By order of the board of directors of Thematic Bridge Investment Pte. Ltd. Ho Wing Hang Florence Director

By order of the Board Jinke Smart Services Group Co., Ltd. Xia Shaofei Chairman

Hong Kong, 8 November 2022

The directors of the Offeror and the shareholder-cum-directors of the managers of Boyu jointly and severally accept full responsibility for the accuracy of the information contained in this joint announcement (other than that relating to the Group) and confirm, having made all reasonable enquiries, that to the best of their knowledge, opinions expressed in this joint announcement (other than those expressed by the Directors) have been arrived at after due and careful consideration and there are no other facts not contained in this joint announcement, the omission of which would make any statements in this joint announcement misleading.
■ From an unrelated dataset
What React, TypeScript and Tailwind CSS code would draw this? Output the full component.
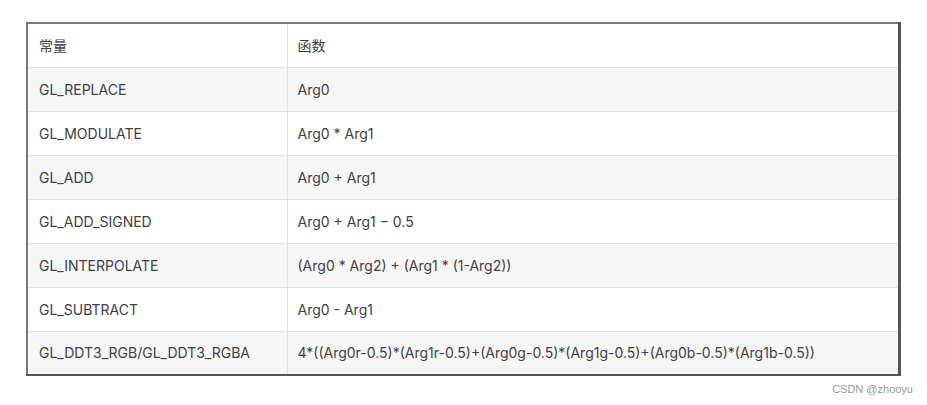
const rows: [string, string][] = [
  ['GL_REPLACE', 'Arg0'],
  ['GL_MODULATE', 'Arg0 * Arg1'],
  ['GL_ADD', 'Arg0 + Arg1'],
  ['GL_ADD_SIGNED', 'Arg0 + Arg1 − 0.5'],
  ['GL_INTERPOLATE', '(Arg0 * Arg2) + (Arg1 * (1-Arg2))'],
  ['GL_SUBTRACT', 'Arg0 - Arg1'],
  [
    'GL_DDT3_RGB/GL_DDT3_RGBA',
    '4*((Arg0r-0.5)*(Arg1r-0.5)+(Arg0g-0.5)*(Arg1g-0.5)+(Arg0b-0.5)*(Arg1b-0.5))',
  ],
]

export default function App() {
  return (
    <div
      className="h-[405px] w-[927px] bg-white pt-[22px] pl-[26px] text-[14px] text-[#404040]"
      style={{ fontFamily: 'Inter, "Noto Sans CJK SC", sans-serif' }}
    >
      <table className="w-[875px] border-collapse border-t-2 border-l-2 border-r-[3px] border-b-2 border-t-[#7a7a7a] border-l-[#7a7a7a] border-r-[#555] border-b-[#555]">
        <thead>
          <tr className="h-[44px] bg-white">
            <th className="w-[260px] border border-[#e2e2e2] px-[11px] text-left font-normal">
              常量
            </th>
            <th className="border border-[#e2e2e2] px-[10px] text-left font-normal">
              函数
            </th>
          </tr>
        </thead>
        <tbody>
          {rows.map(([name, fn], i) => (
            <tr
              key={name}
              className={`h-[44px] ${i % 2 === 0 ? 'bg-[#f6f6f6]' : 'bg-white'}`}
            >
              <td className="border border-[#e2e2e2] px-[11px]">{name}</td>
              <td className="border border-[#e2e2e2] px-[10px]">{fn}</td>
            </tr>
          ))}
        </tbody>
      </table>
      {/* watermark */}
      <div
        className="mt-[5px] w-[887px] text-right text-[11px] text-[#999]"
        style={{ fontFamily: '"Liberation Sans", Arial, sans-serif' }}
      >
        CSDN @zhooyu
      </div>
    </div>
  )
}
As at the date of this joint announcement, the board of directors of the Offeror is comprised of Ms. Ho Wing Hang Florence and Mr. Fok Chung Shing Vincent, and the managers of Boyu are Yixin, Ltd. (of which Mr. Tong Xiaomeng is the sole shareholder and sole director) and JH Capital Holdings Ltd (of which Mr. Cheung, Chi Yan Louis is the sole shareholder and sole director).

The Directors jointly and severally accept full responsibility for the accuracy of the information contained in this joint announcement (other than that relating to the Offeror and its Concert Parties) and confirm, having made all reasonable enquiries, that to the best of their knowledge, opinions expressed in this joint announcement (other than those expressed by the directors of the Offeror and the shareholder-cum-directors of the managers of Boyu) have been arrived at after due and careful consideration and there are no other facts not contained in this joint announcement, the omission of which would make any statements in this joint announcement misleading.

As at the date of this joint announcement, the Board comprises Mr. Xia Shaofei and Mr. Xu Guofu as executive Directors, Mr. Luo Licheng, Mr. Liang Zhongtai, Ms. Lin Ke and Mr. Wu Xiaoli as non-executive Directors, and Mr. Cao Guohua, Ms. Yuan Lin and Mr. Chan Chi Fung Leo as independent non-executive Directors.